[start]
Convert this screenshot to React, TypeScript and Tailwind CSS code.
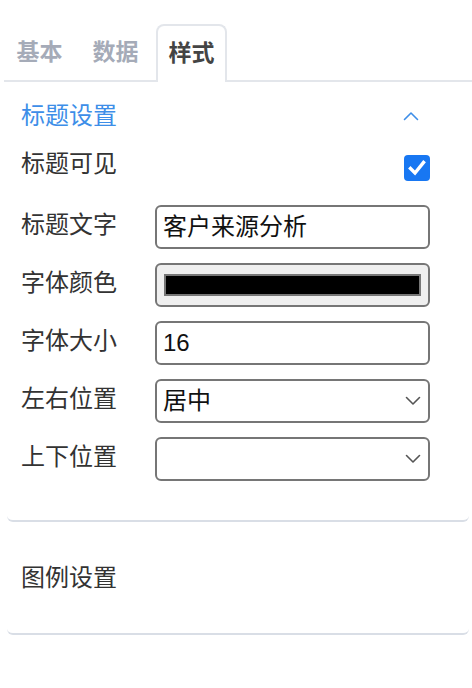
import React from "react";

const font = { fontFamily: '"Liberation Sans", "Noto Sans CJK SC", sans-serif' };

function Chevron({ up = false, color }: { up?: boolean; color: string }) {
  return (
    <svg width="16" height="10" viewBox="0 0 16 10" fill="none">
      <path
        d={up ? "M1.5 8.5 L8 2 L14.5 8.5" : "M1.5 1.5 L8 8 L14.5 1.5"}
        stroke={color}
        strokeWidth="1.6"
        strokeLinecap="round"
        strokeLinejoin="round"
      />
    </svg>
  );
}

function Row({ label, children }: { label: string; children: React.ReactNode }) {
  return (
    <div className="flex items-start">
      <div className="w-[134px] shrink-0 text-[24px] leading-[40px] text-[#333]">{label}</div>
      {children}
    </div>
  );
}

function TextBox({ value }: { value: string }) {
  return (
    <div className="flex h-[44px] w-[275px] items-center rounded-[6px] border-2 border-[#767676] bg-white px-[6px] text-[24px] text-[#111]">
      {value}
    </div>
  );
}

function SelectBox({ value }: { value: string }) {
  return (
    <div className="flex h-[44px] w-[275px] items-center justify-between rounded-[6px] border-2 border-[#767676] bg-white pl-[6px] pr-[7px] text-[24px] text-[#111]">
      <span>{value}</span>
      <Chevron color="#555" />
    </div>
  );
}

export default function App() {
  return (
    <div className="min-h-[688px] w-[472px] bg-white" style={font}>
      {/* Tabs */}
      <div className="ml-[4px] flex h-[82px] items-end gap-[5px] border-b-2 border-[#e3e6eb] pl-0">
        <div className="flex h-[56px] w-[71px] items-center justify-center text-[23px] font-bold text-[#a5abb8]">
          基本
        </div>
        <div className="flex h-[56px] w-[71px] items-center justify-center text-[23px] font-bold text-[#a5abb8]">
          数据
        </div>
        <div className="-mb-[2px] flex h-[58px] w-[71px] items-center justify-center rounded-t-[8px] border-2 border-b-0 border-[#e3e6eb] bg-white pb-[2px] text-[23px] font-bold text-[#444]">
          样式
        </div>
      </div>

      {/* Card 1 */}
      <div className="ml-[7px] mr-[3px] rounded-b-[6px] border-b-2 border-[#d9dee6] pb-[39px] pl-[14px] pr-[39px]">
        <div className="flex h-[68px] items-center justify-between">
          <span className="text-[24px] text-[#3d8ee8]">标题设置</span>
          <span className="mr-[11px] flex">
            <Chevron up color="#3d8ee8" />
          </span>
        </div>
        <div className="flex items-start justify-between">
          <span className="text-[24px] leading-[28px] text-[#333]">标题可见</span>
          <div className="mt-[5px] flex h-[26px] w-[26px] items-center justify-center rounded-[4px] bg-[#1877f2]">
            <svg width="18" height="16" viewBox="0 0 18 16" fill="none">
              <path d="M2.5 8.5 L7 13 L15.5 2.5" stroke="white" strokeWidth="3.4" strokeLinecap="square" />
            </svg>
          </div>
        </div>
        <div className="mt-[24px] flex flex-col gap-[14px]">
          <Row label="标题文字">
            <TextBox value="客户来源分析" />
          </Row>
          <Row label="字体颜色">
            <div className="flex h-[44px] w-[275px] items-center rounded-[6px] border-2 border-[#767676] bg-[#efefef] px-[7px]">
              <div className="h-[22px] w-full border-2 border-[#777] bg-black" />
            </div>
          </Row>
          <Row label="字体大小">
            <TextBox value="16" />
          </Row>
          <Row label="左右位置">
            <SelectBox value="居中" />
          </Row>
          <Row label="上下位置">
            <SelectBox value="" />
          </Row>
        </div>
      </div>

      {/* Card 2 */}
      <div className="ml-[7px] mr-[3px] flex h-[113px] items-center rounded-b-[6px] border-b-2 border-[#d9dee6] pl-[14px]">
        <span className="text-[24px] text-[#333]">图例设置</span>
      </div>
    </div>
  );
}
[end]
What is needed
Output a faithful copy of the data, with each picture left out.

Final result
Convert this screenshot to React, TypeScript and Tailwind CSS code.
import React from "react";

const font = { fontFamily: '"Liberation Sans", "Noto Sans CJK SC", sans-serif' };

function Chevron({ up = false, color }: { up?: boolean; color: string }) {
  return (
    <svg width="16" height="10" viewBox="0 0 16 10" fill="none">
      <path
        d={up ? "M1.5 8.5 L8 2 L14.5 8.5" : "M1.5 1.5 L8 8 L14.5 1.5"}
        stroke={color}
        strokeWidth="1.6"
        strokeLinecap="round"
        strokeLinejoin="round"
      />
    </svg>
  );
}

function Row({ label, children }: { label: string; children: React.ReactNode }) {
  return (
    <div className="flex items-start">
      <div className="w-[134px] shrink-0 text-[24px] leading-[40px] text-[#333]">{label}</div>
      {children}
    </div>
  );
}

function TextBox({ value }: { value: string }) {
  return (
    <div className="flex h-[44px] w-[275px] items-center rounded-[6px] border-2 border-[#767676] bg-white px-[6px] text-[24px] text-[#111]">
      {value}
    </div>
  );
}

function SelectBox({ value }: { value: string }) {
  return (
    <div className="flex h-[44px] w-[275px] items-center justify-between rounded-[6px] border-2 border-[#767676] bg-white pl-[6px] pr-[7px] text-[24px] text-[#111]">
      <span>{value}</span>
      <Chevron color="#555" />
    </div>
  );
}

export default function App() {
  return (
    <div className="min-h-[688px] w-[472px] bg-white" style={font}>
      {/* Tabs */}
      <div className="ml-[4px] flex h-[82px] items-end gap-[5px] border-b-2 border-[#e3e6eb] pl-0">
        <div className="flex h-[56px] w-[71px] items-center justify-center text-[23px] font-bold text-[#a5abb8]">
          基本
        </div>
        <div className="flex h-[56px] w-[71px] items-center justify-center text-[23px] font-bold text-[#a5abb8]">
          数据
        </div>
        <div className="-mb-[2px] flex h-[58px] w-[71px] items-center justify-center rounded-t-[8px] border-2 border-b-0 border-[#e3e6eb] bg-white pb-[2px] text-[23px] font-bold text-[#444]">
          样式
        </div>
      </div>

      {/* Card 1 */}
      <div className="ml-[7px] mr-[3px] rounded-b-[6px] border-b-2 border-[#d9dee6] pb-[39px] pl-[14px] pr-[39px]">
        <div className="flex h-[68px] items-center justify-between">
          <span className="text-[24px] text-[#3d8ee8]">标题设置</span>
          <span className="mr-[11px] flex">
            <Chevron up color="#3d8ee8" />
          </span>
        </div>
        <div className="flex items-start justify-between">
          <span className="text-[24px] leading-[28px] text-[#333]">标题可见</span>
          <div className="mt-[5px] flex h-[26px] w-[26px] items-center justify-center rounded-[4px] bg-[#1877f2]">
            <svg width="18" height="16" viewBox="0 0 18 16" fill="none">
              <path d="M2.5 8.5 L7 13 L15.5 2.5" stroke="white" strokeWidth="3.4" strokeLinecap="square" />
            </svg>
          </div>
        </div>
        <div className="mt-[24px] flex flex-col gap-[14px]">
          <Row label="标题文字">
            <TextBox value="客户来源分析" />
          </Row>
          <Row label="字体颜色">
            <div className="flex h-[44px] w-[275px] items-center rounded-[6px] border-2 border-[#767676] bg-[#efefef] px-[7px]">
              <div className="h-[22px] w-full border-2 border-[#777] bg-black" />
            </div>
          </Row>
          <Row label="字体大小">
            <TextBox value="16" />
          </Row>
          <Row label="左右位置">
            <SelectBox value="居中" />
          </Row>
          <Row label="上下位置">
            <SelectBox value="" />
          </Row>
        </div>
      </div>

      {/* Card 2 */}
      <div className="ml-[7px] mr-[3px] flex h-[113px] items-center rounded-b-[6px] border-b-2 border-[#d9dee6] pl-[14px]">
        <span className="text-[24px] text-[#333]">图例设置</span>
      </div>
    </div>
  );
}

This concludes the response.